I’m sort of throwing this out there. BitBucket, a source code hosting service based on Mercurial and running on EC2 and off EBS volumes, had a long downtime recently, and it was apparently caused by a DDoS attack flooding their servers with spoofed UDP traffic.

Putting aside the initial oddness with Amazon’s support and that having such an insanely long downtime sucks big time, one thing is quite interesting to consider.

Access to their EBS volumes was horribly slow while the network traffic peaked out. The network traffic increase seemed to correlate directly to the decrease of EBS volumes, which in turn are read from and written on over the network. The facts at hand leave me to assume that EBS volume access happens over the same network interface, be it virtual or physical, as the normal network access to the EC2 instance.
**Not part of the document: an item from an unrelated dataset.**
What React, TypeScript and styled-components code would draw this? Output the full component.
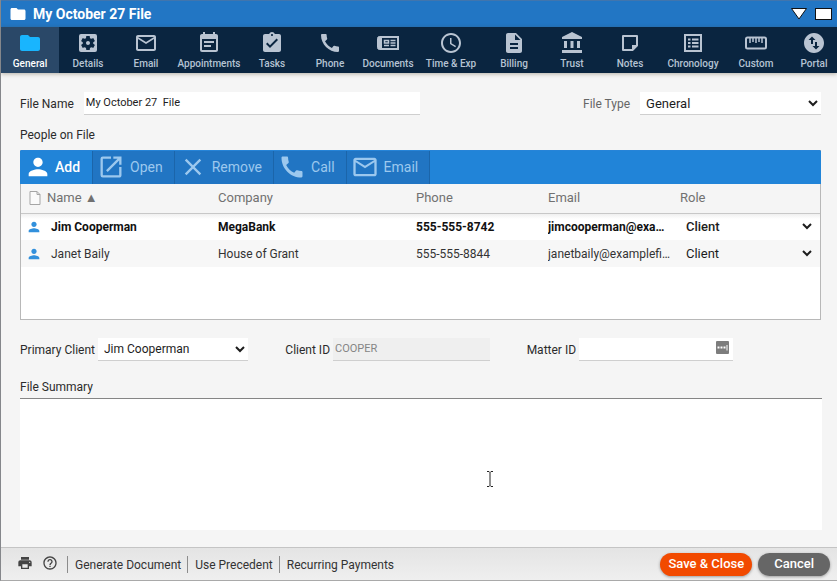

Sure, we’re talking about an extraordinary peak in traffic, but I’m quite curious how the balance works out when you have say daily peaks during the evening hours, which involve heavy I/O on your EBS volumes, for whatever reasons.

You could and you should argue that this shouldn’t happen a lot, BitBucket is quite a special case. You should keep as much data on external storage like S3, but services like BitBucket can’t rely on that, they need the data on disk, the same is true for databases.

It’s hard to think of a simple and universal solution for this, as is always the case for DDoS attacks. The traffic needs to be capped above the level of the instances, which is exactly what Amazon did in this case.

In the end I hope I’m wrong with the assumption ventured in the subject, or that at least that it will be fixed in the near future.